Van Lue says that Habitat joined in efforts to address the problem.
“We started a suicide prevention task force that included representatives from the city, as well as families who are going to be living there, and we were delighted to have Claire Bogaard and Sue Mossman from Pasadena Heritage joining that effort,” he said.
In addition to the concerns about the bridge, residents have fretted about a proposed restroom in the new Desiderio park, close to a child care center.
“I think what is going to really harm our property values is having a [public] bathroom within 500 feet of homes, including our homes,” said nearby resident Marcelline Solway.

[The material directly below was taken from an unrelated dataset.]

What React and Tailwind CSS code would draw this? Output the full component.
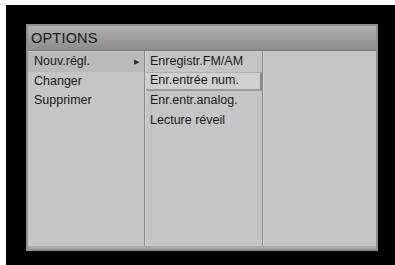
import React from "react";

const col1 = ["Nouv.régl.", "Changer", "Supprimer"];
const col2 = ["Enregistr.FM/AM", "Enr.entrée num.", "Enr.entr.analog.", "Lecture réveil"];

export default function App() {
  return (
    <div className="w-[395px] h-[265px] bg-white pl-[6px] pt-[5px] overflow-hidden" style={{ fontFamily: '"Liberation Sans", Arial, sans-serif' }}>
      <div className="w-full h-full bg-black pl-[20px] pt-[19px]">
        {/* Menu panel */}
        <div className="w-[352px] h-[227px] flex flex-col border-2 border-[#8e8e8e] bg-[#c5c5c5] shadow-[inset_0_-3px_0_#a9a9a9]">
          {/* Header */}
          <div className="h-[25px] shrink-0 flex items-center pl-[3px] bg-gradient-to-b from-[#b2b2b2] to-[#8c8c8c] border-b border-[#7c7c7c]">
            <span className="text-[14.5px] leading-none text-[#161616] tracking-[0.2px]">OPTIONS</span>
          </div>

          {/* Columns */}
          <div className="flex-1 flex pb-[3px]">
            <div className="w-[117px] pt-[1px] border-r border-[#8a8a8a]">
              {col1.map((t, i) => (
                <div
                  key={t}
                  className={`h-[19.5px] flex items-center justify-between pl-[6px] pr-[5px] text-[12.5px] text-[#1a1a1a] ${i === 0 ? "bg-[#b9b9b9]" : ""}`}
                >
                  <span>{t}</span>
                  {i === 0 && <span className="text-[7px] text-[#2a2a2a]">▶</span>}
                </div>
              ))}
            </div>
            <div className="w-[118px] pt-[1px] border-l border-[#d4d4d4] border-r border-r-[#8a8a8a]">
              {col2.map((t, i) => (
                <div
                  key={t}
                  className={`h-[19.5px] flex items-center pl-[4px] text-[12.5px] text-[#1a1a1a] ${i === 1 ? "bg-[#d0d0d0] border-t border-[#b0b0b0] border-r-2 border-r-[#8c8c8c] border-b-2 border-b-[#999999]" : ""}`}
                >
                  {t}
                </div>
              ))}
            </div>
            <div className="flex-1 border-l border-[#d4d4d4]" />
          </div>
        </div>
      </div>
    </div>
  );
}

“The Habitat is a beautiful project,” Solway continued, “and wonderful people are living there. We have been supporting that since day one,” but said, “We were told from the very beginning there was no public bathroom. And that was presented to everyone at [a] meeting, and now they changed it.”
As Habitat for Humanity’s Van Lue explained, “In the beginning, the park design did not include a restroom facility. Many of [the residents] are definitely are not in favor of that.”
“Many of our future residents in the project are kind of taking a wait and see attitude,” Van Lue said. “I know that they’re involved. They’re going to the meetings and they want to have a voice in what ultimately happens.”
The City’s Design Committee recently held a public meeting to discuss the proposed restroom’s design, and send the concept back to City staff for changes. The original project was approved without a restroom.
“There is no funding in the budget for a restroom,” said Councilman Steve Madison at a Town Hall meeting held last week. “My fingers are crossed that there won’t be.”